Problem details. Go through the records and show each line where the word "React" occurs.

Pages as source code:
▶
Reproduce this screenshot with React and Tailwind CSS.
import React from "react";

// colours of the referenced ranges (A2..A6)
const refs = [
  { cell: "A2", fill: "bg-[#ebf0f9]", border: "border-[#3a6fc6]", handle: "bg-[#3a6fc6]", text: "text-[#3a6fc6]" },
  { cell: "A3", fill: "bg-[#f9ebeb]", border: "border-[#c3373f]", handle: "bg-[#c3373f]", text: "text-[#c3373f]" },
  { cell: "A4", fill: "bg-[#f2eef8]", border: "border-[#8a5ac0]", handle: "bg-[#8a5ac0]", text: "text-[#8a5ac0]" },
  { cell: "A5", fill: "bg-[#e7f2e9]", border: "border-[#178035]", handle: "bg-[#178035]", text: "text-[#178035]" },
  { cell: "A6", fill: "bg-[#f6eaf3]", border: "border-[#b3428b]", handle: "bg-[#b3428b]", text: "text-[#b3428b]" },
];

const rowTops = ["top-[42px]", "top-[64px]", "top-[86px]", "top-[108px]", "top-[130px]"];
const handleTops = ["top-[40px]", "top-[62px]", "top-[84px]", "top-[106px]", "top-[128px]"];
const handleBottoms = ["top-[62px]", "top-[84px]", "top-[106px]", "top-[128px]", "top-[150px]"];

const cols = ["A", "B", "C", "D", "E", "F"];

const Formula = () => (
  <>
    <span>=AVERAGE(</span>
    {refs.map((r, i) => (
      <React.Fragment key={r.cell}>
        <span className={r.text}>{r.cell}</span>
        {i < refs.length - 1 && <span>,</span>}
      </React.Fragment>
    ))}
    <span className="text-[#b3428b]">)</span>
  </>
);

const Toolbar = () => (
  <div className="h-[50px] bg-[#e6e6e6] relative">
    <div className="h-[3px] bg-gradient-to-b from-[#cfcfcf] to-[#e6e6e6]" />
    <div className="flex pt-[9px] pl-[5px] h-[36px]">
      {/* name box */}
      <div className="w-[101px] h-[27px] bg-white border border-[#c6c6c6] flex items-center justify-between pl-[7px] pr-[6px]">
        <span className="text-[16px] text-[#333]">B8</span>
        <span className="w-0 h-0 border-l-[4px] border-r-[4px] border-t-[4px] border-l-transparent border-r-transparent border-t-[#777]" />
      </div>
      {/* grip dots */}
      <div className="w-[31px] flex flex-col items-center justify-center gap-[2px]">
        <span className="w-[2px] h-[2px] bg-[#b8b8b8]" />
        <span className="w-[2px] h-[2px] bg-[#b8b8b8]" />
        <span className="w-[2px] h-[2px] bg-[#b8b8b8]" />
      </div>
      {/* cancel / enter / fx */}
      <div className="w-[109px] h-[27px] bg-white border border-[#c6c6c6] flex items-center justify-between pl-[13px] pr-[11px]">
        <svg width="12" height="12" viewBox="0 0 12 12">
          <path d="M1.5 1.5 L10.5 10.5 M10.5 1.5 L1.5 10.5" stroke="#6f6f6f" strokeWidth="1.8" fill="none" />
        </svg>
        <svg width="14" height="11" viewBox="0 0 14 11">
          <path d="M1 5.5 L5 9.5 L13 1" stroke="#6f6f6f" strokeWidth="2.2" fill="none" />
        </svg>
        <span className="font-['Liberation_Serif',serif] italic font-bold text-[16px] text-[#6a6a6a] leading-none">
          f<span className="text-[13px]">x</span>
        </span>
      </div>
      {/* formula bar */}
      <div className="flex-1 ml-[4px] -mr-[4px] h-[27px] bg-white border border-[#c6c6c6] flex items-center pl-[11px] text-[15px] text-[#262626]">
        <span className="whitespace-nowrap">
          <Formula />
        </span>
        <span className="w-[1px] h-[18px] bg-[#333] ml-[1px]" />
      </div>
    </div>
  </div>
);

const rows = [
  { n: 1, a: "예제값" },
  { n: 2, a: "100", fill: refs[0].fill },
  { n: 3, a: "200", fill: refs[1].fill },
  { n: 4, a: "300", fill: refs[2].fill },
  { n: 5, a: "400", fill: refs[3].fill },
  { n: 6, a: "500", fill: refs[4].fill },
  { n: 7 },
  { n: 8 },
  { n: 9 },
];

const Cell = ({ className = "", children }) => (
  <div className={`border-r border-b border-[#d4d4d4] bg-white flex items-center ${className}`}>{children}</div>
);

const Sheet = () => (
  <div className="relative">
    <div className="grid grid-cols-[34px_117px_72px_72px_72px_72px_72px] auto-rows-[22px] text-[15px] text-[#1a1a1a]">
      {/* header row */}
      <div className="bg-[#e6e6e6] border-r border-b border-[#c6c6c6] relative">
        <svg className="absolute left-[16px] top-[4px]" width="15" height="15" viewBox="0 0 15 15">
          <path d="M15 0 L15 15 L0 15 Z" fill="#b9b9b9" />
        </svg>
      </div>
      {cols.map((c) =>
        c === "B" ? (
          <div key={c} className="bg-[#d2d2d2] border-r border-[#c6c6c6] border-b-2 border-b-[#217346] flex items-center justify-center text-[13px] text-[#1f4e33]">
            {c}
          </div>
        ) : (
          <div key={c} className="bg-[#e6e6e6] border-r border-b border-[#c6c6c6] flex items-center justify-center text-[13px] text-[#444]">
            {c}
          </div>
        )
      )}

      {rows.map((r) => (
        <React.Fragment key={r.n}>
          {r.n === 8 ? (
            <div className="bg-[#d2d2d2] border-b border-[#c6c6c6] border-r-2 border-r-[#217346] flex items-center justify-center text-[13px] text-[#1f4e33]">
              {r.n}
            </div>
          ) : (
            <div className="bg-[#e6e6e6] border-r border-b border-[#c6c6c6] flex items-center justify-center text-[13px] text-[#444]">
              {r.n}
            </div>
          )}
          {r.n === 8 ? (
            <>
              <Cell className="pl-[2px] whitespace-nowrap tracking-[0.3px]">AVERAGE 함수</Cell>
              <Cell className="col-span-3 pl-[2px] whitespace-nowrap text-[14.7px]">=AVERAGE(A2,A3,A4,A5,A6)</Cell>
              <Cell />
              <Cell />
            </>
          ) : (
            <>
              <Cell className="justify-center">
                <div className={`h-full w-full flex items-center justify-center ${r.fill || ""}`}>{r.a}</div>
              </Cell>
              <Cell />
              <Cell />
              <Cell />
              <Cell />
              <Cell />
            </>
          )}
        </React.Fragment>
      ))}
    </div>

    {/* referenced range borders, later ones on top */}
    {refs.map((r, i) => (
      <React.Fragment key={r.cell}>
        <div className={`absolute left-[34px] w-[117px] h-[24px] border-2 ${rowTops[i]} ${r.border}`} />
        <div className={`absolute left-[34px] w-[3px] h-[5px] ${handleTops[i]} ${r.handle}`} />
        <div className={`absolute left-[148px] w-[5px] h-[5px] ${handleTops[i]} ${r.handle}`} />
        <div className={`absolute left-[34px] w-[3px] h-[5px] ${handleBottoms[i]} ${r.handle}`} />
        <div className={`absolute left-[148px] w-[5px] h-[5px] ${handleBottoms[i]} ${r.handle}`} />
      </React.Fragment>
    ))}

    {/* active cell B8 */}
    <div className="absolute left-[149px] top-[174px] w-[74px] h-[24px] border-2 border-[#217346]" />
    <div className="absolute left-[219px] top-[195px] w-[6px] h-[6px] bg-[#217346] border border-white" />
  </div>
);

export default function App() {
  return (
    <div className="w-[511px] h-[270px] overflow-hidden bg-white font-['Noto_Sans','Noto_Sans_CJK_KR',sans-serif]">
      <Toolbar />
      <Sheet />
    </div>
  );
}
◀
▶
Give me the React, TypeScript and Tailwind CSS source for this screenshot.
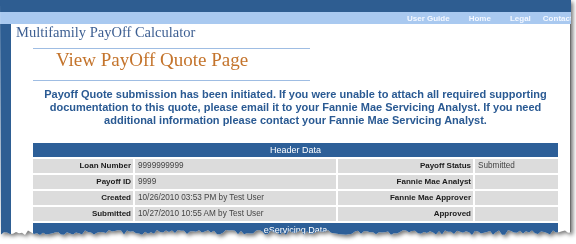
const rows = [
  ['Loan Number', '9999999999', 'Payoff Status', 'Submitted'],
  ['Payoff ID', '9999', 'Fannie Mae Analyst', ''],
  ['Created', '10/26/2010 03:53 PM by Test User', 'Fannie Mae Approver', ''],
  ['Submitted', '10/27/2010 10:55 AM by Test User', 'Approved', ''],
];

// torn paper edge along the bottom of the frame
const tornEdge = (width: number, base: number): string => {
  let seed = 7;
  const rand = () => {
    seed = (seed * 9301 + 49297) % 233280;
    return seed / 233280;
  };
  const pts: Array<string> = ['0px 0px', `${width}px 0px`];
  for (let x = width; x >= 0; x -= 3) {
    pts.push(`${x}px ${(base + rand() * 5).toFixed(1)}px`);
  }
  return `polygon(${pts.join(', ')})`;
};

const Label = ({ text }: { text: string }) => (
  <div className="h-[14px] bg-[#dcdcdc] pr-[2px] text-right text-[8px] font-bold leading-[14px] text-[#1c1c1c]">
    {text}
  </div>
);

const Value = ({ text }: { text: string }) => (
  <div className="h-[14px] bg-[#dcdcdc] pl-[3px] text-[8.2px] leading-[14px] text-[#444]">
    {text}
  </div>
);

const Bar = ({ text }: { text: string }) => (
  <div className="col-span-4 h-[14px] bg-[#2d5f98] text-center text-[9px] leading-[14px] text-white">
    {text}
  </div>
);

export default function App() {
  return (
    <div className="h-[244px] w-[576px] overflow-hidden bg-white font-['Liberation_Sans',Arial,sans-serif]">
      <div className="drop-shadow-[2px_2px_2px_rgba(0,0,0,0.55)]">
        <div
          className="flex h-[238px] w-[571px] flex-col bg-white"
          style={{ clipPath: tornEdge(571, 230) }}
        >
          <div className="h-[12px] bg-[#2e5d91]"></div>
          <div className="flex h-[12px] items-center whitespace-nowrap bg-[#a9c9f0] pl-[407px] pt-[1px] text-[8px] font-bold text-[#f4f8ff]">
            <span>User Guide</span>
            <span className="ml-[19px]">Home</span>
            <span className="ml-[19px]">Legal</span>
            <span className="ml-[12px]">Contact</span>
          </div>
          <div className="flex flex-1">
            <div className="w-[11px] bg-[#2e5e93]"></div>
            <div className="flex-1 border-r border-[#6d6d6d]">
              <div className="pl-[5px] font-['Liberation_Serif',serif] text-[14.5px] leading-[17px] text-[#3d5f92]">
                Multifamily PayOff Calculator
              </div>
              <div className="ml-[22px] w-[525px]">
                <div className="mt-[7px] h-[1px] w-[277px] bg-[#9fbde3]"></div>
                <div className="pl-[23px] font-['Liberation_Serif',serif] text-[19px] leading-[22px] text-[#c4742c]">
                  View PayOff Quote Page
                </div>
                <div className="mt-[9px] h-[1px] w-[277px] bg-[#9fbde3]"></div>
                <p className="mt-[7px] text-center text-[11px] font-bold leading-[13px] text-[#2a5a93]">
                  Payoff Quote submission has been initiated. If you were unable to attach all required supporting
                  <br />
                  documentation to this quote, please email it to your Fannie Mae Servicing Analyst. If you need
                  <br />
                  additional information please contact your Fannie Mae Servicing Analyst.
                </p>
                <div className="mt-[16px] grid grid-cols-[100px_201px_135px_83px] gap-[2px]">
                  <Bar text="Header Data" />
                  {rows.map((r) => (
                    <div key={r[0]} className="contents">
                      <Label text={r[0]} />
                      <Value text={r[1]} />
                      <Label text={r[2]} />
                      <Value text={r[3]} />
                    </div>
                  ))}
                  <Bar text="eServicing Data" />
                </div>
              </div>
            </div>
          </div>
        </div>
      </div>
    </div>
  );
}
◀
Answer to this task.
Reproduce this screenshot with React and Tailwind CSS.
import React from "react";
      <React.Fragment key={r.cell}>
      </React.Fragment>
        <React.Fragment key={r.n}>
        </React.Fragment>
      <React.Fragment key={r.cell}>
      </React.Fragment>
Give me the React, TypeScript and Tailwind CSS source for this screenshot.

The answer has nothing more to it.